My mother was just about weened on the stuff and when she grew up she also began making her own sauce, and as she did she adjusted it here and there until her sauce was preferred to her own mother's.
Even my grandmother preferred my mother's spaghetti sauce and she boasted to her friends that she had taught my mother very well indeed!
After a while it wasn't just family than pestered my mother to cook her sauce, but friends also invited her over to cook for them in exchange for being spoilt rotten with anything else she wanted.
Then I was born.
As was my mother I grew up with spaghetti and 'special sauce' at least once a week and when I was let loose on my own in the kitchen (aged about nine) it was one of the first meals I mastered.
As my mother did before me, I tweaked the ingredients here and there and before long my mother admitted that I had taken the crown from her and my grandmother was thrilled to bits that her teachings had passed down the family so well. And of course, she far preferred my sauce to her daughter's.
I've often wondered what would have happened if I'd ever had a daughter.
According to anyone who's ever tried my sauce, it's the best they've ever had and whichever way I make it as well. Sometimes I add clams, other times I make a Bolognese variety and I still love to cook the plain tomato sauce and add chopped up beefburgers as my mother did for a 'fun meal' when I was tiny.

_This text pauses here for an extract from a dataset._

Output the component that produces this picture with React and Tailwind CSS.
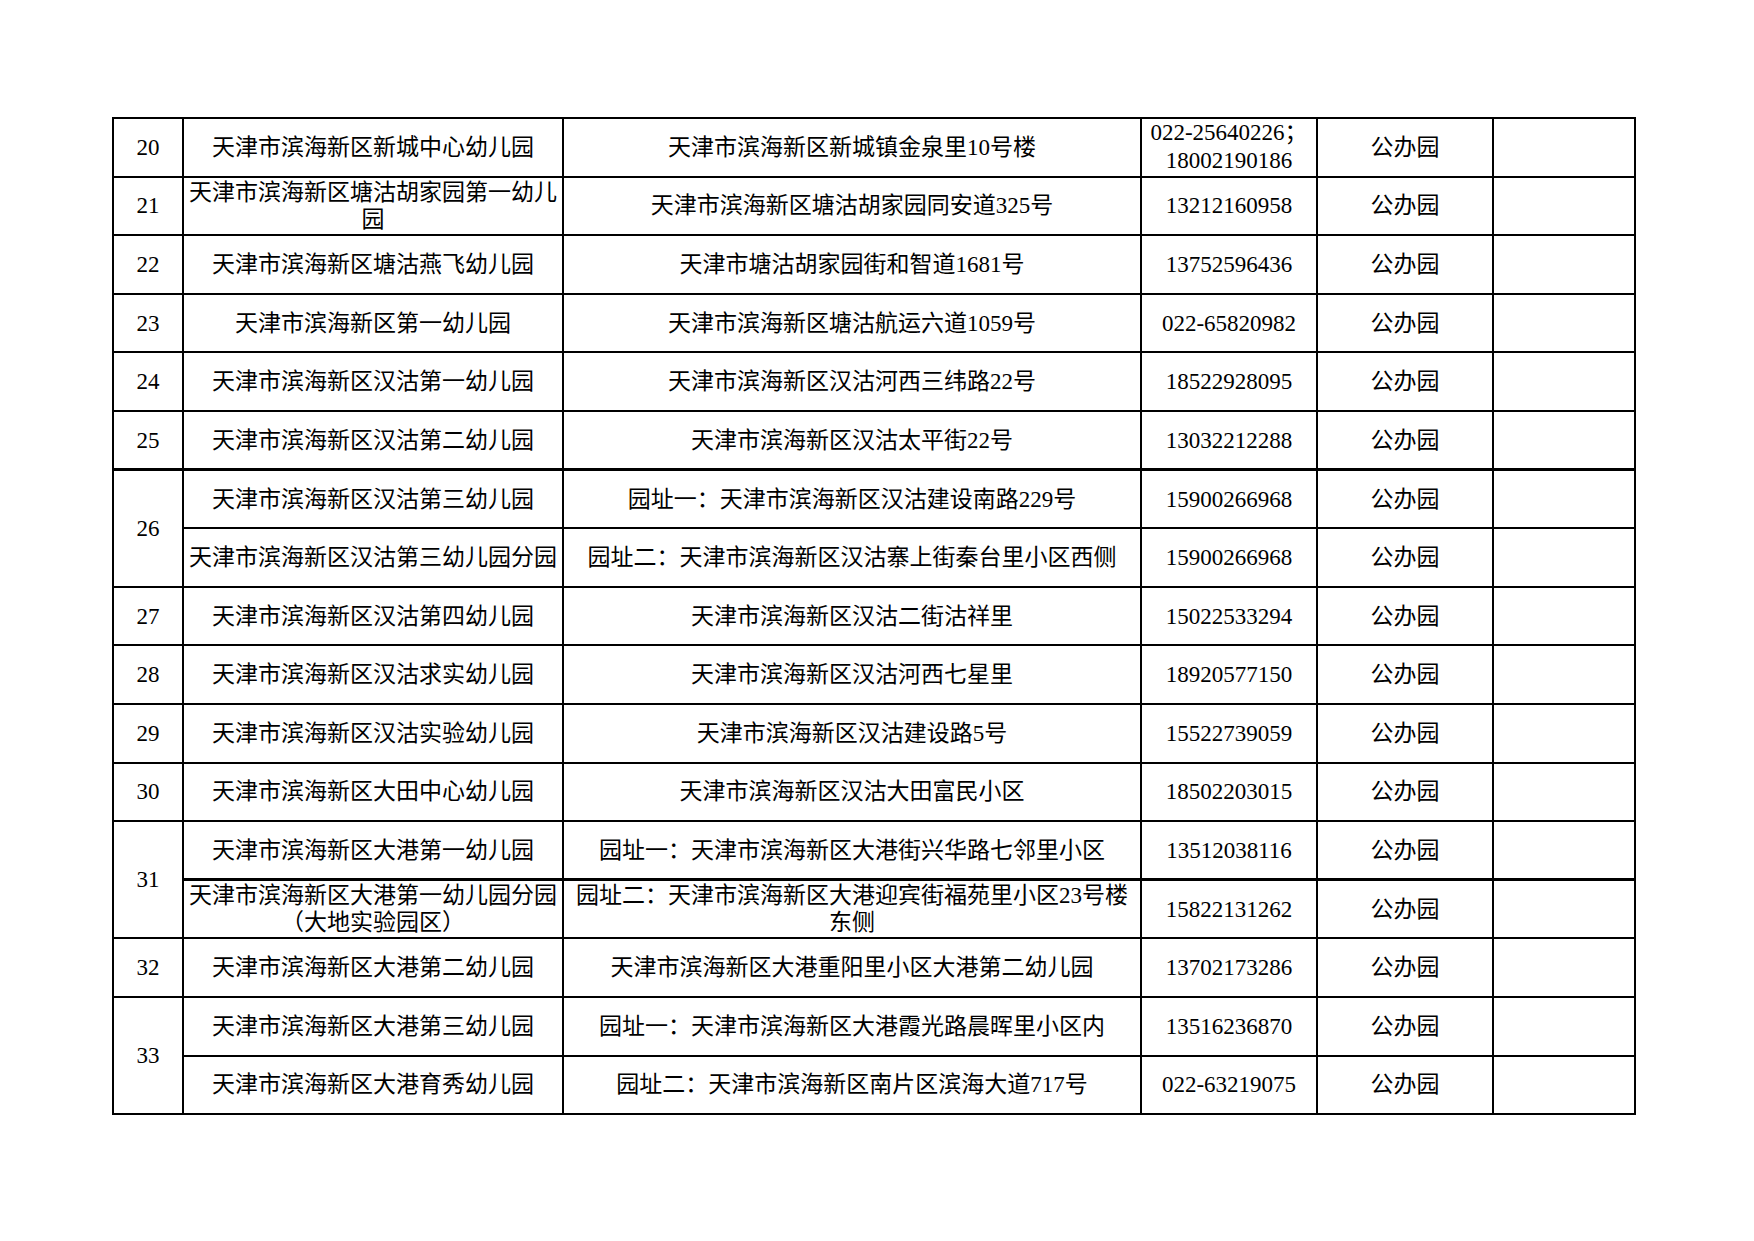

I reckon that my recipe would give Gross Loydman Loyd Grossman a run for his money, but had I had a daughter she could well have put Ragu and Dolmio out of business within a year or so. I wonder if it would work if I adopted?
Anyways, when I was still little and my mother was cooking the sauce, my parents would often take in foreign students. Mostly we got Americans but one time we got the news that two Italian brothers were coming to stay for a month. As the Americans usually brought us foodie gifts such as plastic cheese and instant coffee, we wondered if the Italian boys would also bring us a taste of their homeland.
When they arrived we weren't disappointed as they announced they were going to cook us spaghetti!
As we all loved Italian food (Not only was I taught all about it by an Italian restaurant owner friend of my dad's, but my mum and I had just come back from holiday there a month or so before) and so we were all excited as we eagerly awaited dinner.
I set the table and dashed back into the kitchen to join my mother who was watching the proceedings to see if she could pick up any tips.
We settled in out of the way and watched carefully as the boys took out a packet of dried spaghetti, and put it into a large pan of boiling, salted water.
After about ten minutes they announced it was ready, and would we like to try it?
My mother stared at them in astonishment, not quite knowing what to say until I whispered (not so sotto voce) "But mummy, what about the sauce?"
It turned out that the boys honestly thought that people here in England had never had pasta before, and would be delighted to try plain, boiled spaghetti without even butter and black pepper on it. My mother explained that we had plenty of pasta over here and we normally had ours with a sauce; didn't they?
After they told us that they didn't have a clue how to make a sauce as their mother wouldn't let them in the kitchen, my mother made her tomato sauce, and guess what?
The boys said it was even better than their mother's but never, ever let her know as they'd be thrown out of the home, and possibly the village as well.
If anybody wants my recipe for spaghetti sauce, they'll be out of luck as I've never written it down.
But I will do one day, I promise.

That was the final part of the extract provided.